In the middle of the legislative term, in 1997, Rabinowitz was transferred to the National Assembly, the lower parliamentary house, where she filled a casual vacancy arising from Walter Felgate's resignation. According to Rabinowitz, she had been deeply disappointed with the content of the final post-apartheid Constitution, adopted in 1996, and, while taking sick leave, had told the IFP that she was not prepared to return to the Senate under the new Constitution, which she believed disempowered the upper house.

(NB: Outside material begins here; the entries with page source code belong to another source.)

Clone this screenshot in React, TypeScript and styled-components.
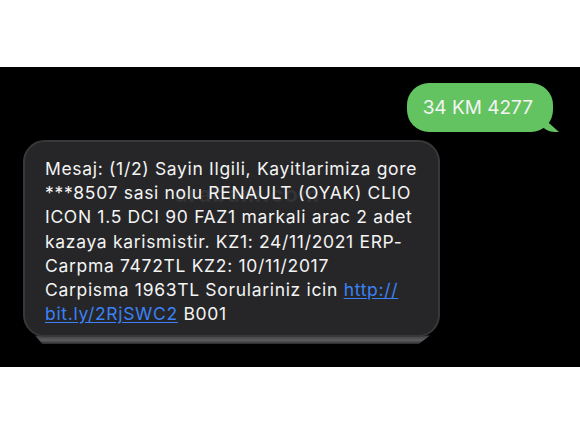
import * as React from 'react';
import styled, { createGlobalStyle } from 'styled-components';

const GlobalStyle = createGlobalStyle`
  html, body {
    margin: 0;
    padding: 0;
    background: #ffffff;
  }
  body {
    font-family: Inter, "Liberation Sans", Arial, sans-serif;
    width: 580px;
    height: 435px;
    overflow: hidden;
  }
`;

const Page = styled.div`
  padding-top: 67px;
`;

// dark chat thread area
const Thread = styled.div`
  height: 300px;
  background: #000;
  display: flex;
  flex-direction: column;
  padding: 16px 27px 0 23px;
  box-sizing: border-box;
  gap: 8px;
  isolation: isolate;
`;

const Bubble = styled.div<{ $mine?: boolean }>`
  position: relative;
  border-radius: 22px;
  font-size: ${p => (p.$mine ? '19px' : '17.5px')};
  letter-spacing: ${p => (p.$mine ? '0' : '0.68px')};
  color: #f4f4f4;
`;

const Outgoing = styled(Bubble)`
  align-self: flex-end;
  background: #63c360;
  height: 49px;
  padding: 0 20px 0 16px;
  display: flex;
  align-items: center;

  &::after {
    content: '';
    position: absolute;
    right: -6px;
    bottom: 0;
    width: 18px;
    height: 16px;
    background: #63c360;
    border-bottom-left-radius: 14px 10px;
    clip-path: polygon(0 0, 100% 100%, 0 100%);
  }
`;

const Incoming = styled(Bubble)`
  align-self: flex-start;
  width: 417px;
  box-sizing: border-box;
  background: #262628;
  border: 2px solid #38383a;
  padding: 15px 8px 9px 20px;
  line-height: 24.2px;

  /* lighter strip peeking out under the bubble */
  &::after {
    content: '';
    position: absolute;
    left: 10px;
    right: 8px;
    bottom: -9px;
    height: 9px;
    background: linear-gradient(#3a3a3c, #5c5c5e 60%, #2a2a2c);
    clip-path: polygon(0 0, 100% 0, 97% 100%, 2% 100%);
    z-index: -1;
  }
`;

const Body = styled.div`
  position: relative;
  z-index: 1;
`;

const Mark = styled.span`
  position: absolute;
  left: 150px;
  top: 40px;
  font-size: 22px;
  font-weight: 700;
  letter-spacing: 1px;
  color: rgba(255, 255, 255, 0.07);
  pointer-events: none;
`;

const Link = styled.a`
  color: #3b82f6;
  text-decoration: underline;
  text-underline-offset: 2px;
`;

export default function App() {
  return (
    <>
      <GlobalStyle />
      <Page>
        <Thread>
          <Outgoing $mine>34 KM 4277</Outgoing>
          <Incoming>
            <Mark>arabam.com</Mark>
            <Body>
              Mesaj: (1/2) Sayin Ilgili, Kayitlarimiza gore<br />
              ***8507 sasi nolu RENAULT (OYAK) CLIO<br />
              ICON 1.5 DCI 90 FAZ1 markali arac 2 adet<br />
              kazaya karismistir. KZ1: 24/11/2021 ERP-<br />
              Carpma 7472TL KZ2: 10/11/2017<br />
              Carpisma 1963TL Sorulariniz icin <Link>http://</Link><br />
              <Link>bit.ly/2RjSWC2</Link> B001
            </Body>
          </Incoming>
        </Thread>
      </Page>
    </>
  );
}
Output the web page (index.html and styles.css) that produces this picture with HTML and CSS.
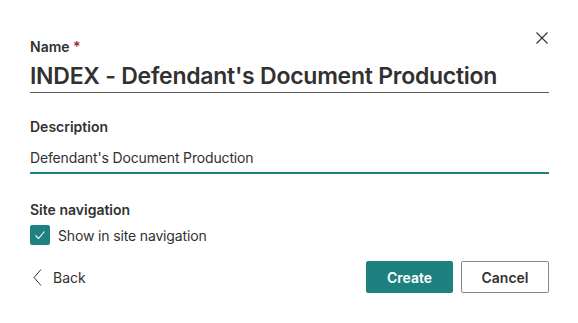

=== National Assembly: 1997–2009 ===
Rabinowitz remained in the National Assembly until 2009, gaining election full consecutive terms in 1999 and 2004; she stood as a candidate on the IFP's national party list. In December 2000, Rabinowitz was one of the prominent white figures who signed an open letter which admitted white complicity in apartheid, acknowledged its harms, and acknowledged a "debt to fellow black South Africans", committing the signatories to promoting redress.

Throughout her tenure in Parliament, Rabinowitz served as the IFP's parliamentary spokesman on health, a position she had held since 1994. In that capacity, she was a consistent critic of President Thabo Mbeki's unscientific policies during the HIV/AIDS epidemic. In 2003, she called for doctors to boycott the government's AIDS policy "so that we are not found guilty of complicity with genocide"; In 2005, she said that Mbeki had a "denialist attitude" towards the epidemic. She also argued for greater recognition of practitioners of indigenous medicine.

During her third term in Parliament, Rabinowitz formed a multi-party lobby, the e-Parliament Renewable Energy Activists, which lobbied government to develop a progressive renewable energy policy. In November 2008, the group introduced a private member's bill on feed-in tariffs, sponsored by Rabinowitz, which led the government to promise that it would propose its own strategy within months.

Although Rabinowitz had been in the IFP's ten highest-ranked national candidates in the 2004 election, she was demoted from the party list in the 2009 general election and did not secure re-election to her seat.

== Personal life ==
Rabinowitz married one of her university professors, a surgeon at Baragwanath Hospital in Johannesburg; they had three children.